A partir da ideia de que a vida humana não acontece de forma isolada, mas inevitavelmente entrelaçada a sistemas e processos normativos que a constituem, julga-se importante destacar que, como totalidade integrada, é na família, primeira trama relacional de significância, que o sujeito encontra ancoragem para existir. Por sistema humano, Osório (2013) entende-se família como um “conjunto de pessoas capazes de se reconhecerem em sua singularidade, que exercem uma ação interativa e se influenciam reciprocamente em busca de um objetivo compartilhado”. Assim, a família entendida como um sistema vivo e dinâmico que, passa por mudanças em seu status funcional que impactam mutuamente todo o seu funcionamento e organização através de seus ciclos vitais de acontecimentos (Osório, 2013).
Discussão
Observar-se que sempre existe um laço familiar, um apoio, uma representatividade familiar, mesmo ela não sendo positiva, como se espera. A buscar por esse entendimento, leva aos profissionais de saúde a terem mais amorosidade as questões emocionais envolvendo esse perfil de mães (Leusin, et al., 2018). Os mesmos autores reforçam sobre o respeito à relação mãe-bebê, embora conclua que a situação emocional que é acompanhar um filho recém-nascido de muito baixo peso seja crítica e conflituosa entre os membros da família. Espera-se que o apoio, advindo da família por sua vez, sejam externalizados na forma de suporte material e emocional, tendo que haver também, coesão e respeito ao vínculo emocional, entre os membros da família.
Finalmente, os resultados deste estudo indicaram que o nascimento pré-termos de muito baixo peso retrata um momento de aflição, de sintomas emocionais nas mães mesmo para aquelas que já sabiam da real possibilidade de nascimento pré-termo do bebê. Observou-se diversas reações das mães diante dessa situação da hospitalização do bebê e todo o processo de internação na UTIN como: o sentimento de superação do filho, de compreender o quadro clínico e a possibilidade de sobrevivência. Foram identificadas falas que expressavam, aflição, estresse, angústia, ansiedade, apreensão, inquietação, medo, nervosismo.

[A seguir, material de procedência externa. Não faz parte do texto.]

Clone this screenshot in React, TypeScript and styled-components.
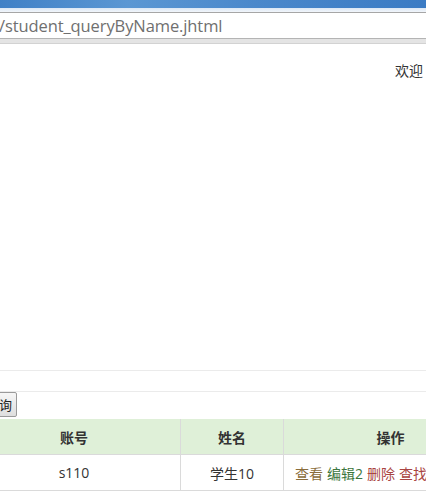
import React from "react";
import styled, { createGlobalStyle } from "styled-components";

const Global = createGlobalStyle`
  html, body { margin: 0; padding: 0; background: #fff; overflow: hidden; }
  body { font-family: "Open Sans", "Noto Sans CJK SC", sans-serif; font-size: 14px; color: #333; }
`;

const Page = styled.div`
  width: 426px;
  height: 493px;
  overflow: hidden;
  display: flex;
  flex-direction: column;
`;

const TitleBar = styled.div`
  height: 8px;
  background: linear-gradient(90deg, #3f80c6 0%, #5b97d3 30%, #4a88cb 60%, #3a7bc4 100%);
  flex: none;
`;

const TitleEdge = styled.div`
  height: 4px;
  background: linear-gradient(#dbe7f4, #f2f6fb);
  flex: none;
`;

const AddressBar = styled.div`
  height: 25px;
  border-top: 1px solid #a6a6a6;
  border-bottom: 1px solid #b4b4b4;
  background: #fff;
  display: flex;
  align-items: center;
  flex: none;
`;

const Url = styled.span`
  font-family: "Open Sans", "Liberation Sans", sans-serif;
  font-size: 16.5px;
  color: #6f6f6f;
  margin-left: -1px;
  letter-spacing: -0.1px;
  white-space: nowrap;
`;

const AddressShade = styled.div`
  height: 4px;
  background: #e4e4e4;
  border-bottom: 1px solid #d2d2d2;
  flex: none;
`;

const Content = styled.div`
  flex: 1;
  display: flex;
  flex-direction: column;
`;

const WelcomeRow = styled.div`
  display: flex;
  justify-content: flex-end;
  padding: 16px 3px 0 0;
  height: 310px;
  box-sizing: border-box;
  font-family: "Noto Sans CJK SC", sans-serif;
  font-size: 14px;
  line-height: 20px;
  color: #333;
`;

const Rule = styled.div`
  height: 1px;
  background: #ebebeb;
`;

const Spacer = styled.div<{ h: number }>`
  height: ${(p) => p.h}px;
`;

const Toolbar = styled.div`
  display: flex;
  height: 25px;
  margin-bottom: 2px;
`;

const QueryButton = styled.button`
  margin-left: -19px;
  height: 25px;
  padding: 0 4px;
  border: 1px solid #9a9a9a;
  border-radius: 2px;
  background: linear-gradient(#f6f6f6, #dedede);
  font-family: "Noto Sans CJK SC", sans-serif;
  font-size: 13px;
  color: #222;
  line-height: 20px;
`;

const Table = styled.table`
  border-collapse: collapse;
  margin-left: -33px;
  table-layout: fixed;
  width: 527px;
  font-family: "Open Sans", "Noto Sans CJK SC", sans-serif;
  font-size: 14px;
`;

const Th = styled.th<{ w: number }>`
  width: ${(p) => p.w}px;
  background: #dff0d8;
  border: 1px solid #dadada;
  border-top: none;
  height: 35px;
  padding: 0;
  font-weight: bold;
  color: #333;
  text-align: center;
  font-family: "Noto Sans CJK SC", sans-serif;
`;

const Td = styled.td<{ left?: boolean }>`
  border: 1px solid #dadada;
  height: 35px;
  padding: 0;
  padding-left: ${(p) => (p.left ? "11px" : "0")};
  text-align: ${(p) => (p.left ? "left" : "center")};
  color: #333;
  white-space: nowrap;
  overflow: hidden;
`;

const Link = styled.a<{ c: string }>`
  color: ${(p) => p.c};
  text-decoration: none;
  margin-right: 4px;
  font-family: "Open Sans", "Noto Sans CJK SC", sans-serif;
`;

export default function App() {
  return (
    <Page>
      <Global />
      <TitleBar />
      <TitleEdge />
      <AddressBar>
        <Url>/student_queryByName.jhtml</Url>
      </AddressBar>
      <AddressShade />
      <Content>
        <WelcomeRow>欢迎</WelcomeRow>
        <Spacer h={16} />
        <Rule />
        <Spacer h={20} />
        <Rule />
        <Toolbar>
          <QueryButton>查询</QueryButton>
        </Toolbar>
        <Table>
          <thead>
            <tr>
              <Th w={212}>账号</Th>
              <Th w={102}>姓名</Th>
              <Th w={213}>操作</Th>
            </tr>
          </thead>
          <tbody>
            <tr>
              <Td>s110</Td>
              <Td>学生10</Td>
              <Td left>
                <Link c="#8a6d3b">查看</Link>
                <Link c="#3c763d">编辑2</Link>
                <Link c="#a94442">删除</Link>
                <Link c="#a94442">查找</Link>
              </Td>
            </tr>
          </tbody>
        </Table>
      </Content>
    </Page>
  );
}
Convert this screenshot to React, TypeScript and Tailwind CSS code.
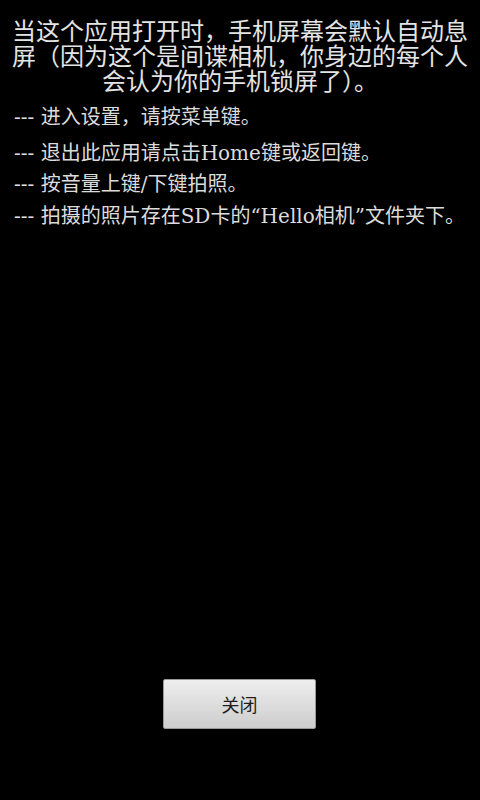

Falas que se referiam a esperança, amor e fé também foram identificadas. As reações de enfrentamento foram peculiares a cada mãe, pois perpassavam a história de vida de cada uma, pelo significado do seu filho em suas vidas, pelos projetos pessoais e familiares. Diante dos resultados sugere-se que outros estudos aconteçam para que sejam ampliados os métodos de identificação desses sentimentos, inclusive através de questionários validados, para a identificação desses sintomas emocionais. A importância de levar ao conhecimento da equipe multidisciplinar da UTIN sobre esses achados da pesquisa poderá resultar em novas ações da equipe na intensão de clarificar possíveis dúvidas que as mães apresentem. Além de proporcionar uma reflexão acerca da tarefa assistencial de toda a equipe de saúde, frente aos sintomas emocionais apresentados pelas mães desses prematuros.